White Chocolate Pound Cake

This hefty cake lives up to it's name — a pound of "yum" is packed into this crowd pleaser! Pudding ensures a moist cake, and white chocolate morsels rise to the top for a satisfying crunch.

Ingredients

1 box yellow cake mix with butter
1 box white chocolate Jell-O instant pudding
½ cup oil
¾ cup water
½ cup sugar
1 (8 ounce) carton sour cream
4 eggs
1 cup white chocolate morsels
Non-stick baking spray with flour

Directions

  1. Preheat oven to 350 degrees. Spray Bundt pan with non-stick baking spray with flour.

  2. In a large bowl mix together cake mix, pudding mix, oil, water, sugar and sour cream. Mix well using mixer. Add 1 egg at a time, mixing well after each addition. Add the white chocolate morsels using a large spoon and stir into mixture.

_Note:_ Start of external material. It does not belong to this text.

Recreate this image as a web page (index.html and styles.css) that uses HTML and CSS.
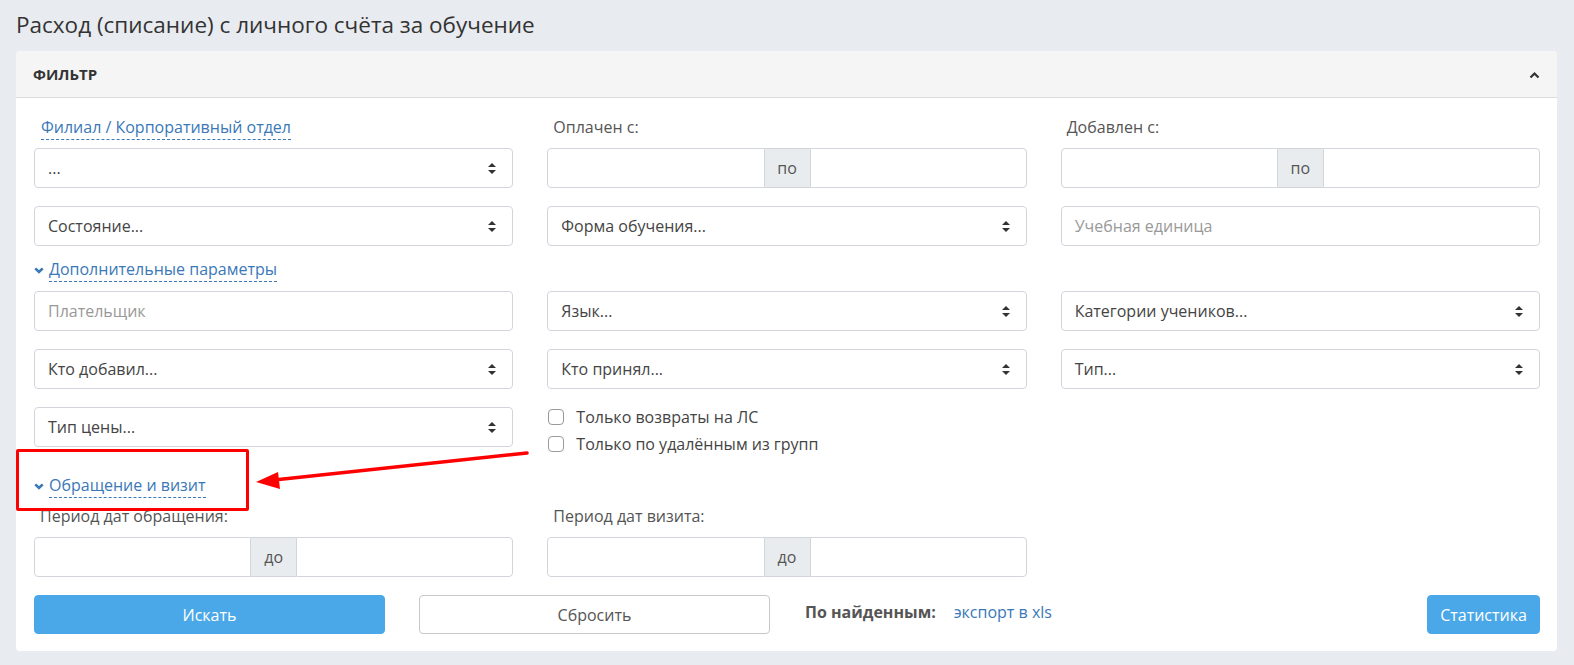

  3. Pour mixture into Bundt pan and bake for 55 minutes or until a toothpick inserted comes out clean. Remove cake from oven and run a knife around the outside edge and around the center tube of the Bundt pan to loosen. Invert the cake immediately to keep it from sticking. The cake will shrink a little. The white chocolate morsels will sink to the bottom forming a crust on top of cake.

  4. The cake is good plain or great served with sugared strawberries spooned over each slice.